> [WHAT YOU ARE ASKED TO DO]:
Below are records. Copy every line with "this" in it.

----------------

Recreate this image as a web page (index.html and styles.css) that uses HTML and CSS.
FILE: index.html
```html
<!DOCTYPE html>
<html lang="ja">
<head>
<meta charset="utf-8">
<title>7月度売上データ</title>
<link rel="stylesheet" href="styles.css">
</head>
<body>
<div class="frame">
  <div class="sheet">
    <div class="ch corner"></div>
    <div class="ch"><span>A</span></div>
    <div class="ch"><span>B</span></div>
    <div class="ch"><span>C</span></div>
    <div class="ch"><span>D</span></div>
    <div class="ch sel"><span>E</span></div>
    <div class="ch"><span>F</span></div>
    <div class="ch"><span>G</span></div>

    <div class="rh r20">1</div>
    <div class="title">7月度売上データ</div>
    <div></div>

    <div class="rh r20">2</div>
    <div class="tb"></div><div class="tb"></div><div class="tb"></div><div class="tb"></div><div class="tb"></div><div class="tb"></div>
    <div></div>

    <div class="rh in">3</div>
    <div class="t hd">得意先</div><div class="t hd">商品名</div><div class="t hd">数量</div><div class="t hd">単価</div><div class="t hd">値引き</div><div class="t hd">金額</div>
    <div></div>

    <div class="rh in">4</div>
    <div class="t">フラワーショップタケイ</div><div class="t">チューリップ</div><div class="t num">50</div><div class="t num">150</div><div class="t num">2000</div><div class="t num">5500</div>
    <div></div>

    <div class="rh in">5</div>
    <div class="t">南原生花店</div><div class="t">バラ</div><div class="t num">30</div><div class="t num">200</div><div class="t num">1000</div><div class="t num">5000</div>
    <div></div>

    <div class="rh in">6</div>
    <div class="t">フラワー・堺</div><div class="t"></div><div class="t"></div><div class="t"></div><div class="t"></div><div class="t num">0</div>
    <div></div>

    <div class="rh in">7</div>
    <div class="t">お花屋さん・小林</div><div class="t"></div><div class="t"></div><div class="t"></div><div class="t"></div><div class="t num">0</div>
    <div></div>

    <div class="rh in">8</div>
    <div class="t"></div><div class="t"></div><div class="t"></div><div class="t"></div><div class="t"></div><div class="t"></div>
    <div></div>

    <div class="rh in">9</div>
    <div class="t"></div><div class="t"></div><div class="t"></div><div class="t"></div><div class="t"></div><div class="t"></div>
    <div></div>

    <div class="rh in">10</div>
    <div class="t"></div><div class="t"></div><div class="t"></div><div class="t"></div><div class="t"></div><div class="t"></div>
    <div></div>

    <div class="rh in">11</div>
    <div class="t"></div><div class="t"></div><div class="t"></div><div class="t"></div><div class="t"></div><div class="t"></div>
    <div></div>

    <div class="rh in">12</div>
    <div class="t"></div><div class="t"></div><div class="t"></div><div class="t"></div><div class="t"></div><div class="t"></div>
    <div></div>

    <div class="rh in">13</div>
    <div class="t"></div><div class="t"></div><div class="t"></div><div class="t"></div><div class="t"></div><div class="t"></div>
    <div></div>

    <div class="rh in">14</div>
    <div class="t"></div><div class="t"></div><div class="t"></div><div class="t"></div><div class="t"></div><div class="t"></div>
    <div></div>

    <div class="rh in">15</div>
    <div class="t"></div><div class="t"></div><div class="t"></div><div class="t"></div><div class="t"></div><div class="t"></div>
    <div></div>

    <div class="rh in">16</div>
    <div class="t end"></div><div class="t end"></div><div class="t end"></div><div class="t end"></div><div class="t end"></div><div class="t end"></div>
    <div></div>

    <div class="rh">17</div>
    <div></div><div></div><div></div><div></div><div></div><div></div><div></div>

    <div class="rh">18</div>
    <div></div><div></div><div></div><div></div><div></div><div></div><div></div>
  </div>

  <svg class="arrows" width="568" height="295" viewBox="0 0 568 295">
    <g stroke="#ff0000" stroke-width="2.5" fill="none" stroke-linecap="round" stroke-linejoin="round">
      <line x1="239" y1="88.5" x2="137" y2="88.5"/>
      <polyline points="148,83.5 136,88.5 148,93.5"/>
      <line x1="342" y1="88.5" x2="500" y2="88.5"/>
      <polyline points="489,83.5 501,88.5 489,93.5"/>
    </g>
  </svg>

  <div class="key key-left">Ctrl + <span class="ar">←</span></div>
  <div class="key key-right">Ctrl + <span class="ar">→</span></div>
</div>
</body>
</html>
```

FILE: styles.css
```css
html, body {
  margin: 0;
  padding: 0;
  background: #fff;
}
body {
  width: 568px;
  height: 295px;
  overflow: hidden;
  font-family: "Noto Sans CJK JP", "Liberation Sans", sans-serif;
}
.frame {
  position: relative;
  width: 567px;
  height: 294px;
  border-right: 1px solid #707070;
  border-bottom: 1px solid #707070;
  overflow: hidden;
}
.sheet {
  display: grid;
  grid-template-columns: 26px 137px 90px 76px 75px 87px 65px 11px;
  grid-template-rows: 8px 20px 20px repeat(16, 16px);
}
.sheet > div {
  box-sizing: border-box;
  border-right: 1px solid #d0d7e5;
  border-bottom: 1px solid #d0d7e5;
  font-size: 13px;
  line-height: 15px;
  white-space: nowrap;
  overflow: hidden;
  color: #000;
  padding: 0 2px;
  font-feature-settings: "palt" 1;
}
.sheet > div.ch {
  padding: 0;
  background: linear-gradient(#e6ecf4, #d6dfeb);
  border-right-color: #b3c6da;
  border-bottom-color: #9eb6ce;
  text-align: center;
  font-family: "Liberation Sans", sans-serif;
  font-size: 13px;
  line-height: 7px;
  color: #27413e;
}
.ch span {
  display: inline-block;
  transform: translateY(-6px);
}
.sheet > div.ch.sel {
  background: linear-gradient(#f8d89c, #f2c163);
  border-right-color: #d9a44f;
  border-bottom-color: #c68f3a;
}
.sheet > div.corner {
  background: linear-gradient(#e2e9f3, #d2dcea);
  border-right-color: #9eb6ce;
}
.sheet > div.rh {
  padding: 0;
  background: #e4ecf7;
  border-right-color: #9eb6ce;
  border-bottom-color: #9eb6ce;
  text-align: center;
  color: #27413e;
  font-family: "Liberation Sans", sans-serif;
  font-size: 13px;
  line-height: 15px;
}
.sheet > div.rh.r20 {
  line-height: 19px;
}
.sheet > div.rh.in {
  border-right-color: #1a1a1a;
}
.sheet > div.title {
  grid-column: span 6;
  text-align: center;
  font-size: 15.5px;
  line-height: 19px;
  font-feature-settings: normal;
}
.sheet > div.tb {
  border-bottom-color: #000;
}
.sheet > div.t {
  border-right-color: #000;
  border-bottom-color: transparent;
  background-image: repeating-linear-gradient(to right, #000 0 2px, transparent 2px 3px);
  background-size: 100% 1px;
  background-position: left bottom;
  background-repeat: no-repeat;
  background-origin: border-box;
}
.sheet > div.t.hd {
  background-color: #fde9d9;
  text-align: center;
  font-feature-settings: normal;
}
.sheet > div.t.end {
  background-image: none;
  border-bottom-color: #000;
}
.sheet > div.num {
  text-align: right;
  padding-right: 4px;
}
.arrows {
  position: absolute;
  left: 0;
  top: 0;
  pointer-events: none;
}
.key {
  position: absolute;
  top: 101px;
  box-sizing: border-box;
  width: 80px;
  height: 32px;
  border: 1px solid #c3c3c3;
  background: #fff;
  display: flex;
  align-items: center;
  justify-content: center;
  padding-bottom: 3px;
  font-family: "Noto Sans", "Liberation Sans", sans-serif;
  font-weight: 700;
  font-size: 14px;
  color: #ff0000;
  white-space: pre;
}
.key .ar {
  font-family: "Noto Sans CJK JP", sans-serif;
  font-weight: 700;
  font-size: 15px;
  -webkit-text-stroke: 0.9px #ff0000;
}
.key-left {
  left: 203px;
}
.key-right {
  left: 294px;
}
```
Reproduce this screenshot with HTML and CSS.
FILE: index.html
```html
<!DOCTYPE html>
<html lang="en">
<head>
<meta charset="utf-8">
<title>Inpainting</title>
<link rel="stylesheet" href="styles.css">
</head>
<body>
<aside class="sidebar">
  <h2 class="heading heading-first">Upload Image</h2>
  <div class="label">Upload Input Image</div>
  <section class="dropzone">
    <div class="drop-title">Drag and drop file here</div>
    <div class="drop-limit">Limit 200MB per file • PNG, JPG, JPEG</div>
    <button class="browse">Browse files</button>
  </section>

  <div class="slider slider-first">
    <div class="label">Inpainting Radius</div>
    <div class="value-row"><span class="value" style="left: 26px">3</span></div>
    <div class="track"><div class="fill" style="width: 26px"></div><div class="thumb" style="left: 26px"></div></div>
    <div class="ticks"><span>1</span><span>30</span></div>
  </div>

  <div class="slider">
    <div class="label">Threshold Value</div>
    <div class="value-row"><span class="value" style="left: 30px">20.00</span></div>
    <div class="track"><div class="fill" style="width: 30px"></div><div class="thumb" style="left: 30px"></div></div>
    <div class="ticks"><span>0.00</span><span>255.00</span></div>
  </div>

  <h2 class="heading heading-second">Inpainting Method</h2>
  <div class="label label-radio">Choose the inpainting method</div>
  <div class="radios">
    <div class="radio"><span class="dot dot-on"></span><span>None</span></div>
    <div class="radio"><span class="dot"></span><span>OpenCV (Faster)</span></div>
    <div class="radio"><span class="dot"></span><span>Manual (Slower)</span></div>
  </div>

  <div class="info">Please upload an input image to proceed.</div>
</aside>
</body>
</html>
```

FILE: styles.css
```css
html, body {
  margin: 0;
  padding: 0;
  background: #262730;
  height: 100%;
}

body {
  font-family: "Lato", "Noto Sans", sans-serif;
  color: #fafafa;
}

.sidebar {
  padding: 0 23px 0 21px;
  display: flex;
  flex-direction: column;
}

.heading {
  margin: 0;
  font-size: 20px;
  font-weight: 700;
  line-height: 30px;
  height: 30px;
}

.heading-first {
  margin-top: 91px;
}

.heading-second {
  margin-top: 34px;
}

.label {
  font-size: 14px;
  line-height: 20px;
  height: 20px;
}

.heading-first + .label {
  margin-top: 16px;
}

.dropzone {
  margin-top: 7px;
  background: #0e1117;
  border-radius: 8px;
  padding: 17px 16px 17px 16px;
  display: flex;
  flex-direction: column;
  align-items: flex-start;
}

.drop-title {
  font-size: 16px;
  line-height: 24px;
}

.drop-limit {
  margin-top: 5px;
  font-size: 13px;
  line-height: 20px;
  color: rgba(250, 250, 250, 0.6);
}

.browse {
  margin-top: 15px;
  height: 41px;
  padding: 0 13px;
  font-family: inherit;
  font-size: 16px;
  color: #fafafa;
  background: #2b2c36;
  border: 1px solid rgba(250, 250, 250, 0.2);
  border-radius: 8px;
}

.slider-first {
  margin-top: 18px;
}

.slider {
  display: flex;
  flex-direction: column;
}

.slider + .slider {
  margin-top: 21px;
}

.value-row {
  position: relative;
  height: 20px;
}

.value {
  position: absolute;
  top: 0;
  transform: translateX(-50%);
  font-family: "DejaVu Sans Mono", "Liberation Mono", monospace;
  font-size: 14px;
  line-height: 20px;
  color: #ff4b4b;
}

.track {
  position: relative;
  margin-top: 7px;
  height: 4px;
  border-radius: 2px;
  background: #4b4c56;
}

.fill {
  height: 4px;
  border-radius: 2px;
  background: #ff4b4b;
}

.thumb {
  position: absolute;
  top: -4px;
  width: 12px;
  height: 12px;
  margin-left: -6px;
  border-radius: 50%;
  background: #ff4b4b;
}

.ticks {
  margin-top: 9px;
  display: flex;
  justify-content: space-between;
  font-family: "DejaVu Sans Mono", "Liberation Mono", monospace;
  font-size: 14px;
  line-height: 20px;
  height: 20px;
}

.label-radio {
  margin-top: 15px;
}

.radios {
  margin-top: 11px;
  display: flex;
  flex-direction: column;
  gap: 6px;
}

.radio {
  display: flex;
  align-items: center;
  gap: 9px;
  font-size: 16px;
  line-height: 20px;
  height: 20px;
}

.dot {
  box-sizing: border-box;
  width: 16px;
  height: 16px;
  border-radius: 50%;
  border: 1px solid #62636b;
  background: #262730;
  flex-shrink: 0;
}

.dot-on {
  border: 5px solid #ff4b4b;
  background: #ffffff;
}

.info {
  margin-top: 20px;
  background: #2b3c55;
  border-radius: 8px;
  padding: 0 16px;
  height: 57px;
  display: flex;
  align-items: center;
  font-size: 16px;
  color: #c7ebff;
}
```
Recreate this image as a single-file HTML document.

----------------

> [THE COMPLETED TASK]:
Recreate this image as a web page (index.html and styles.css) that uses HTML and CSS.
Reproduce this screenshot with HTML and CSS.
Recreate this image as a single-file HTML document.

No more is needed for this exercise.